I have a table with messages that users send to other users. When a message is read by a receiver, it is marked as read by switching mes_unread field from 1 to 0.
I already have 1 million rows in the table. When a user logs into his/her account, unread messages are displayed. A direct effect of this is that the very frequent query is the following one:
SELECT *
FROM user_messages
WHERE mes_receiver_usr_id = ?
AND mes_unread = 1
Currently, there is only one index on this table - a clustered index on mes_id. Hence, there is no surprise that an execution plan for a sample run shows Clustered Index Scan which is reading all data looking for rows that match the conditions.
An estimated query cost is 10.6818. It is not good that the most often used query reads all rows from the table.
Before I go any further, I will check a size of the table using sp_spaceused procedure.
EXEC sp_spaceused 'user_messages';
It shows that the table data consumed about 103 MB of storage and the clustered index - 392 KB.
Traditional index
Going back to the Clustered Index Scan issue, there is a simple solution to this - create an index. What index? For example the one suggested by the database engine presented with a green font on the execution plan:
CREATE NONCLUSTERED INDEX IX_mes_receiver_usr_id_unread
ON user_messages (mes_receiver_usr_id, mes_unread);
After the index creation, the same query executes more efficiently. The execution plan shows that the scan was replaced with the seek operation using the index and the key lookup. It is much better choice in my case.
A cost of the query is estimated to 1.20738. It is 9 times less than without the index.
sp_spaceused reports additional 15 MB used to store the index.
15 MB is not much but the table takes only 103 MB. If the table was 10 GB, I could expect the index to be 1.5 GB which would be noticeable. Do I really need an index that size?
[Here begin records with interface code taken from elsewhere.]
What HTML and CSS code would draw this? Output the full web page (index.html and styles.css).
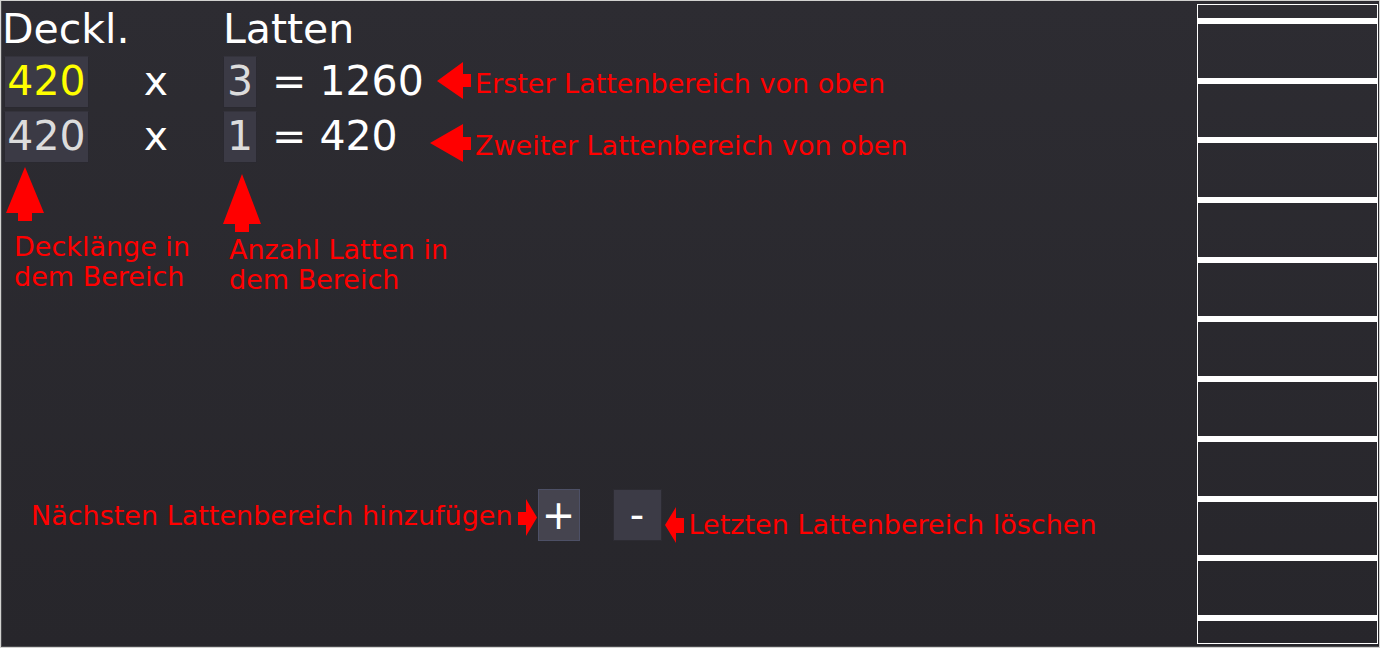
FILE: index.html
```html
<!DOCTYPE html>
<html lang="de">
<head>
<meta charset="utf-8">
<title>Latten</title>
<link rel="stylesheet" href="styles.css">
</head>
<body>
<div class="app">
  <div class="main">
    <div class="table">
      <div class="th th-deckl">Deckl.</div>
      <div class="th th-latten">Latten</div>

      <div class="field field-wide field-active">420</div>
      <div class="op">x</div>
      <div class="field field-narrow">3</div>
      <div class="result">= 1260</div>

      <div class="field field-wide">420</div>
      <div class="op">x</div>
      <div class="field field-narrow">1</div>
      <div class="result">= 420</div>
    </div>

    <div class="actions">
      <span class="note note-add">Nächsten Lattenbereich hinzufügen</span>
      <svg class="arrow-right" width="19" height="37" viewBox="0 0 19 37"><polygon points="0,13 8,13 8,0 19,18.5 8,37 8,26 0,26" fill="#ff0000"/></svg>
      <button class="btn btn-add">+</button>
      <button class="btn btn-del">-</button>
      <svg class="arrow-left" width="19" height="36" viewBox="0 0 19 36"><polygon points="0,18 11,0 11,11 19,11 19,26 11,26 11,36" fill="#ff0000"/></svg>
      <span class="note note-del">Letzten Lattenbereich löschen</span>
    </div>

    <svg class="arrows" width="1200" height="648" viewBox="0 0 1200 648">
      <polygon points="437,81 463,62 463,74 471,74 471,87 463,87 463,99" fill="#ff0000"/>
      <polygon points="430,143 463,124 463,137 471,137 471,150 463,150 463,162" fill="#ff0000"/>
      <polygon points="25,167 44,213 32,213 32,221 18,221 18,213 6,213" fill="#ff0000"/>
      <polygon points="242,174 261,224 249,224 249,232 235,232 235,224 223,224" fill="#ff0000"/>
    </svg>
    <p class="callout callout-first">Erster Lattenbereich von oben</p>
    <p class="callout callout-second">Zweiter Lattenbereich von oben</p>
    <p class="callout callout-length">Decklänge in<br>dem Bereich</p>
    <p class="callout callout-count">Anzahl Latten in<br>dem Bereich</p>
  </div>

  <div class="panel">
    <div class="bar"></div><div class="bar"></div><div class="bar"></div><div class="bar"></div>
    <div class="bar"></div><div class="bar"></div><div class="bar"></div><div class="bar"></div>
    <div class="bar"></div><div class="bar"></div><div class="bar"></div>
  </div>
</div>
</body>
</html>
```

FILE: styles.css
```css
html, body {
  margin: 0;
  padding: 0;
}
body {
  width: 1380px;
  height: 648px;
  overflow: hidden;
  background: #d2d2d0;
  font-family: "DejaVu Sans", "Noto Sans", sans-serif;
}
.app {
  margin: 1px 0 0 1px;
  width: 1378px;
  height: 646px;
  box-sizing: border-box;
  border-left: 1px solid #4a4a4e;
  border-bottom: 1px solid #4a4a4e;
  background: linear-gradient(to bottom, #2d2c32, #27262b);
  display: flex;
  align-items: flex-start;
}
.main {
  flex: 1;
  position: relative;
  padding: 4px 0 0 2px;
  height: 100%;
  box-sizing: border-box;
}
.table {
  display: grid;
  grid-template-columns: 85px 134px 34px auto;
  grid-template-rows: 48px 52px 52px;
  row-gap: 3px;
  font-size: 41px;
  color: #ffffff;
}
.th {
  line-height: 48px;
  white-space: nowrap;
}
.th-deckl {
  grid-column: 1 / 3;
  margin-left: -2px;
}
.th-latten {
  grid-column: 3 / 5;
}
.field {
  box-sizing: border-box;
  height: 52px;
  line-height: 49px;
  text-align: center;
  background: #3b3a45;
  border: 1px solid #2a2930;
  border-top-color: #34333c;
  color: #dcdcdc;
}
.field-active {
  color: #ffff00;
}
.op {
  line-height: 51px;
  text-align: center;
}
.result {
  line-height: 51px;
  padding-left: 15px;
  white-space: pre;
}
.actions {
  margin-top: 326px;
  display: flex;
  align-items: flex-start;
}
.note {
  font-size: 27px;
  line-height: 31px;
  color: #ff0000;
  white-space: nowrap;
}
.note-add {
  margin: 11px 0 0 27px;
}
.arrow-right {
  display: block;
  margin: 10px 0 0 5px;
}
.btn {
  box-sizing: border-box;
  height: 52px;
  padding: 0;
  font-family: "DejaVu Sans", sans-serif;
  font-size: 40px;
  line-height: 50px;
  color: #ffffff;
  text-align: center;
}
.btn-add {
  width: 42px;
  margin-left: 1px;
  background: #45444f;
  border: 1px solid #4d5066;
}
.btn-del {
  width: 49px;
  margin-left: 33px;
  background: #3c3b46;
  border: 1px solid #2c2b32;
}
.arrow-left {
  display: block;
  margin: 18px 0 0 3px;
}
.note-del {
  margin: 20px 0 0 5px;
}
.arrows {
  position: absolute;
  left: -2px;
  top: -1px;
  pointer-events: none;
}
.callout {
  position: absolute;
  margin: 0;
  font-size: 27px;
  line-height: 31px;
  color: #ff0000;
  white-space: nowrap;
}
.callout-first {
  left: 473px;
  top: 67px;
}
.callout-second {
  left: 473px;
  top: 129px;
}
.callout-length {
  left: 12px;
  top: 231px;
  line-height: 30px;
}
.callout-count {
  left: 227px;
  top: 234px;
  line-height: 30px;
}
.panel {
  box-sizing: border-box;
  width: 181px;
  height: 640px;
  margin: 3px 1px 0 0;
  border: 1px solid #ffffff;
  padding-top: 13px;
  display: flex;
  flex-direction: column;
  gap: 53.7px;
}
.bar {
  height: 6px;
  background: #ffffff;
  flex: none;
}
```
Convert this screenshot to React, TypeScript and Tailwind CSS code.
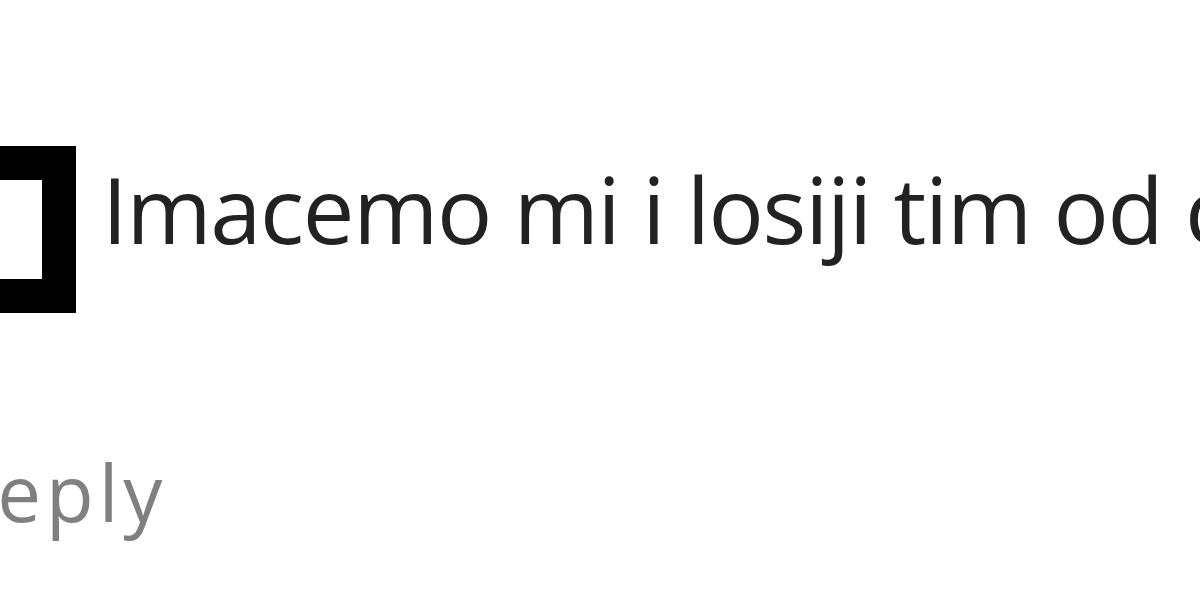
export default function App() {
  return (
    <div className="w-[1200px] h-[600px] bg-white overflow-hidden" style={{ fontFamily: '"Open Sans", "Noto Sans", sans-serif' }}>
      <div className="pt-[146px] flex items-start">
        <div className="shrink-0 w-[167px] h-[167px] ml-[-91px] border-[34px] border-black" />
        <div className="ml-[26px] mt-[17px] whitespace-nowrap text-[92px] leading-none tracking-[-1.3px] text-[#222]">
          Imacemo mi i losiji tim od cega
        </div>
      </div>
      <div className="mt-[140px] ml-[-56px] whitespace-nowrap text-[78px] leading-none tracking-[5px] text-[#808080]">
        Reply
      </div>
    </div>
  );
}
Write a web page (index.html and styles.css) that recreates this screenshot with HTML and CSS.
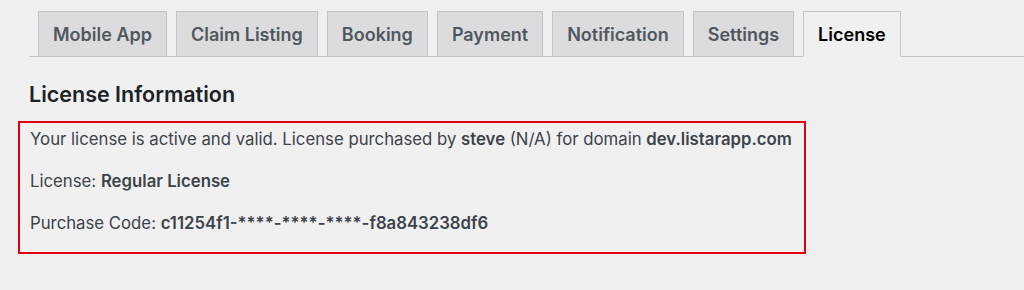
FILE: index.html
```html
<!DOCTYPE html>
<html lang="en">
<head>
    <meta charset="UTF-8">
    <title>License</title>
    <link rel="stylesheet" href="styles.css">
</head>
<body>
<div class="wrap">
    <nav class="nav-tab-wrapper">
        <a class="nav-tab" href="#">Mobile App</a>
        <a class="nav-tab" href="#">Claim Listing</a>
        <a class="nav-tab" href="#">Booking</a>
        <a class="nav-tab" href="#">Payment</a>
        <a class="nav-tab" href="#">Notification</a>
        <a class="nav-tab" href="#">Settings</a>
        <a class="nav-tab nav-tab-active" href="#">License</a>
    </nav>
    <h2 class="section-title">License Information</h2>
    <div class="license-box">
        <p>Your license is active and valid. License purchased by <strong>steve</strong> (N/A) for domain <strong>dev.listarapp.com</strong></p>
        <p>License: <strong>Regular License</strong></p>
        <p>Purchase Code: <strong>c11254f1-****-****-****-f8a843238df6</strong></p>
    </div>
</div>
</body>
</html>
```

FILE: styles.css
```css
body {
    margin: 0;
    background-color: #f0f0f1;
    color: #3c434a;
    font-family: 'Inter', 'Noto Sans', sans-serif;
    font-size: 16.75px;
}
.wrap {
    padding-left: 29px;
}
.nav-tab-wrapper {
    display: flex;
    padding-top: 11px;
    border-bottom: 1px solid #c3c4c7;
}
.nav-tab {
    display: flex;
    align-items: center;
    height: 44px;
    margin-left: 9px;
    margin-bottom: -1px;
    padding: 0 14px;
    border: 1px solid #c3c4c7;
    background-color: #dcdcde;
    color: #50575e;
    font-size: 18px;
    font-weight: 600;
    text-decoration: none;
}
.nav-tab-active {
    background-color: #f0f0f1;
    border-bottom-color: #f0f0f1;
    color: #000;
}
.section-title {
    margin: 22px 0 0 0;
    font-size: 21.5px;
    font-weight: 600;
    line-height: 30px;
    color: #1d2327;
}
.license-box {
    display: flex;
    flex-direction: column;
    gap: 17px;
    margin: 12px 0 0 -11px;
    width: 774px;
    padding: 4px 0 16px 10px;
    border: 2px solid #e1000c;
}
.license-box p {
    margin: 0;
    line-height: 25px;
}
.license-box strong {
    font-weight: 600;
}
```
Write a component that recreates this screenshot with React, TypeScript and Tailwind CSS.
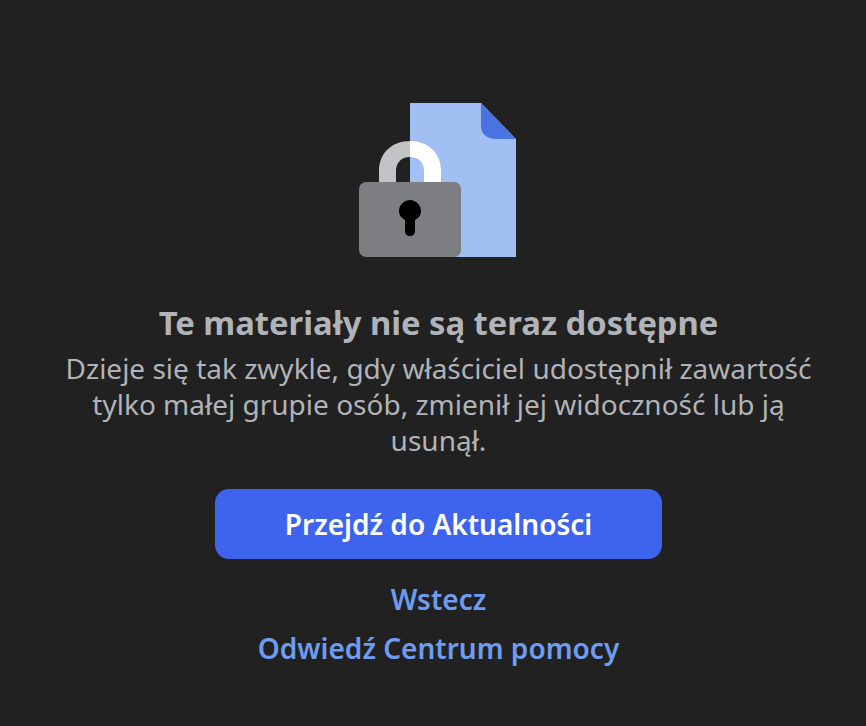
function LockIcon() {
  return (
    <svg className="mr-[2px]" width="158" height="155" viewBox="0 0 158 155" fill="none">
      {/* document */}
      <path d="M51 0H122L157 36V154H51Z" fill="#A2BFF4" />
      <path d="M122 0L157 36H137C128 36 122 31 122 23Z" fill="#4A73E2" />
      {/* shackle, left half sits on the dark background */}
      <path d="M20 80V68C20 50 33 38 51 38V54C42 54 37 60 37 68V80Z" fill="#C2C3C7" />
      <path d="M82 80V68C82 50 69 38 51 38V54C60 54 65 60 65 68V80Z" fill="#FFFFFF" />
      {/* body */}
      <rect x="0" y="79" width="102" height="75" rx="7" fill="#7D7E82" />
      {/* keyhole */}
      <path
        d="M51 97C45 97 40 102 40 108C40 112 42 115 46 117V128C46 131 48 133 51 133C54 133 56 131 56 128V117C60 115 62 112 62 108C62 102 57 97 51 97Z"
        fill="#000000"
      />
    </svg>
  );
}

export default function App() {
  return (
    <div className="min-h-[726px] bg-[#212121] flex flex-col items-center pt-[103px] pl-[11px] font-['Noto_Sans','Open_Sans',sans-serif]">
      <LockIcon />
      <h1 className="mt-[45px] text-[32.75px] leading-[40px] font-bold text-[#b0b3b8] text-center">
        Te materiały nie są teraz dostępne
      </h1>
      <p className="mt-[7px] w-[760px] text-[28px] leading-[36px] text-[#b0b3b8] text-center">
        Dzieje się tak zwykle, gdy właściciel udostępnił zawartość tylko małej grupie osób, zmienił jej widoczność lub ją usunął.
      </p>
      <button className="mt-[31px] w-[447px] h-[70px] rounded-[14px] bg-[#3e64ee] text-white text-[28px] font-semibold">
        Przejdź do Aktualności
      </button>
      <a className="mt-[20px] text-[28px] leading-[40px] font-semibold text-[#6e9cf0]">Wstecz</a>
      <a className="mt-[9px] text-[28px] leading-[40px] font-semibold text-[#6e9cf0]">Odwiedź Centrum pomocy</a>
    </div>
  );
}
Are all information stored in the index useful for my system?
Filtered index
Let's continue story telling about my system. Users are very active and they usually read messages shortly after receiving them so most of them have already been read (95%). Only 5% of the messages have not yet been opened. It means that the condition AND mes_unread = 1
reduces the number of returned rows 20 times (to 5%). Going further, I do not need that part of the index that contains information about the rows with mes_unread = 0. Fortunately, SQL Server contains the filtered index functionality which allows me to reduce a number of rows used to build the index.
At this point, I will replace the current index with a filtered index.
DROP INDEX IX_mes_receiver_usr_id_unread ON user_messages;
CREATE NONCLUSTERED INDEX IX_mes_receiver_usr_id_unread
ON user_messages (mes_receiver_usr_id, mes_unread)
WHERE mes_unread = 1;
A filtered index can be easily recognized by the WHERE clause in the definition. The construction used above creates an index on two columns: mes_receiver_usr_id and mes_unread but only for those rows where mes_unread = 1. Other rows that do not match it are not included. They simply do not occupy disk space in the index.
Before I start eulogizing filtered indexes, I will check the execution plan.
It looks very similar to the previous one. So what is a difference? The difference is the execution cost. It went down to 0.246134 which is almost five times less than with the traditional index. Why? The answer is in the index size which can be checked with sp_spaceused.
EXEC sp_spaceused 'user_messages';
1.1 MB in case of the filtered index is significantly less when compared to 15 MB of the traditional index. It directly answers smaller execution cost - smaller index, faster seeking.
Below you can find statistics of all three cases gathered together.
Case | Execution cost | Index size |
No index | 10.6818 | - |
Index | 1.2073 | 15.3 MB |
Filtered index | 0.2461 | 1.1 MB |
I know I wrote that already but to make this article complete, I need to emphasize that the filtered index does not contain representation of all rows from the table. It can be an advantage: smaller storage usage, faster seeking, but there is also a disadvantage - changing the value in the WHERE clause may make the index useless. For example, if I wanted to query for messages that have already been read, this index would not help me:
SELECT *
FROM user_messages
WHERE mes_receiver_usr_id = 234
AND mes_unread = 0;
As you can see above, changing the condition from mes_unread = 1 to mes_unread = 0 cause switching from seeking to scanning. At this point the reason should be obvious - the filtered index does not have any information about the rows with mes_unread = 0 so it cannot be used.
Conclusions
Filtered indexes have great power. They can help a lot if you have tables that most of the rows are almost never queried for. They do not only consume less storage space but they are also faster as they are smaller. On the other hand, I have very rarely used filtered indexes. When wondering why, I came to a conclusion that if a majority of rows are never queried why to keep them? If you need them but very occasionally, you can archive them in other table. Referring to my example - to archived_user_messages table.
I have not needed to use this feature often, but you may have a case when it ideally fits.